By the linearity of taking integrals and taking limits,

\displaystyle \begin{aligned} L\{(f+g)(t)\} &= \lim_{T \to \infty} \int_0^T (f(t) + g(t))e^{-st}\, \mathrm dt\\ &= \lim_{T \to \infty} \left(\int_0^T f(t)e^{-st}\, \mathrm dt + \int_0^T g(t)e^{-st}\, \mathrm dt \right) \\ &= \lim_{T \to \infty} \int_0^T f(t) e^{-st}\, \mathrm dt + \lim_{T \to \infty} \int_0^T g(t) e^{-st}\, \mathrm dt \\ &= \mathcal L\{f(t)\} + \mathcal L\{g(t)\}. \end{aligned}

Coupled with linearity, we also need the Laplace transform of derivatives.

Theorem 2. Let f be a differentiable function such that F(s) = \mathcal L\{f(t)\} exists, f' is integrable on any [0, t] and f(t)e^{-st} \to 0 as t \to \infty.
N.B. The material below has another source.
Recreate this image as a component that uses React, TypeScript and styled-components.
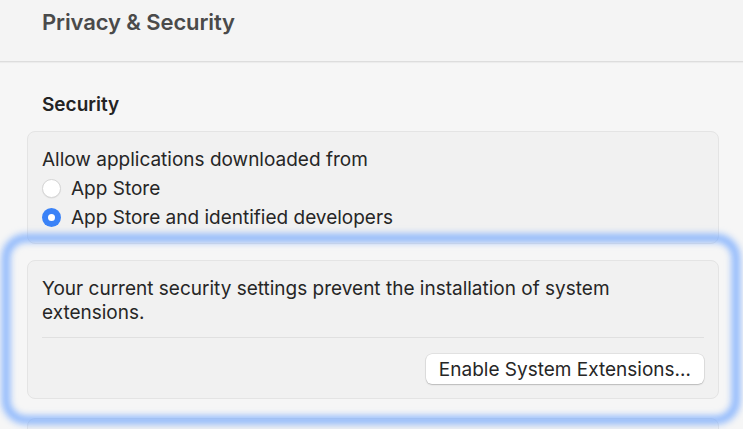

Then \mathcal L\{f'(t)\} exists and is given by

\displaystyle \mathcal L\{f'(t)\} = s F(s) - f(0).

Proof. Integrating by parts,

\displaystyle \begin{aligned} \mathcal L\{f'(t)\} &= \int_0^\infty f'(t) e^{-st}\, \mathrm dt \\ &= [ \underbrace{f(t)}_{\mathrm I} \underbrace{e^{-st}}_{\mathrm S} ]_0^\infty - \int_0^\infty \underbrace{f(t)}_{\mathrm I} \cdot \underbrace{-se^{-st}}_{\mathrm D}\, \mathrm dt \\ &= (0 - f(0) \cdot 1) + s \int_0^\infty f(t)e^{-st}\, \mathrm dt\\&= - f(0) + s \mathcal L\{f(t)\} \\ &= sF(s) - f(0). \end{aligned}

Corollary 1. Let f be a twice-differentiable function such that \mathcal L\{f(t)\} and \mathcal L\{f'(t)\} exist, f'' is integrable on any [0, t], and f(t)e^{-st} \to 0, f'(t)e^{-st} \to 0 as t \to \infty. Then \mathcal L\{f''(t)\} exists and is given by

\displaystyle \mathcal L\{f''(t)\} = s^2 F(s) - sf(0) - f'(0).

Proof. Applying the result in Theorem 2 to f'' = (f')',

\begin{aligned} \mathcal L\{f''(t)\} &= s \cdot \mathcal L\{f'(t)\} - f'(0)\\ &= s \cdot (s \cdot \mathcal L\{f(t)\} - f(0)) - f'(0) \\ &= s^2 F(s) - sf(0) - f'(0). \end{aligned}

These results give us the main power of the Laplace transform, which we will illustrate in the motivating example.

Example 2. Given the initial value problem

\displaystyle y'' - 5 y' + 6y = U(t),\quad y(0)=y'(0) = 0

and denoting Y(s) \equiv \mathcal L\{y(t)\} \equiv \mathcal L\{y\}(s), evaluate Y(s).

Solution. Taking Laplace transforms on all sides,

\displaystyle \mathcal L\{y'' - 5 y' + 6y\} = \mathcal L\{ U(t) \}.

By linearity,

\displaystyle \mathcal L\{y''\} - 5 \mathcal L\{y'\} + 6 \mathcal L\{y\} = \mathcal L\{ U(t) \}.

By Corollary 1,

\displaystyle \begin{aligned} \mathcal L\{y''\} &= s^2 Y(s) - s y(0) - y'(0) \\ &= s^2 Y(s) - 0 - 0 = s^2 Y(s). \end{aligned}

By Theorem 2,

\displaystyle \begin{aligned} \mathcal L\{y'\} &= s Y(s) - y(0)  \\ &= s Y(s) - 0 = s Y(s). \end{aligned}

By notation, \mathcal L\{y\} = Y(s). By a result that we will discuss in the future, \mathcal L \{ U(t) \} = 1/s. Substituting all of these results,

\displaystyle s^2 Y(s) - 5sY(s) + 6Y(s) = \frac 1s.

By basic algebruh,

\displaystyle Y(s) = \frac{1}{s(s-2)(s-3)}.

Now, we recall that Y(s) = \mathcal L \{y(t)\}. How do we recover y(t)? Effectively, we would take the inverse Laplace transform

y(t) = \mathcal L^{-1} \{Y(s)\},

and employ several more tools at our disposal, like partial fractions, and more often than not, the shift theorems in the context of Laplace transforms. We will discuss these ideas more in a future post.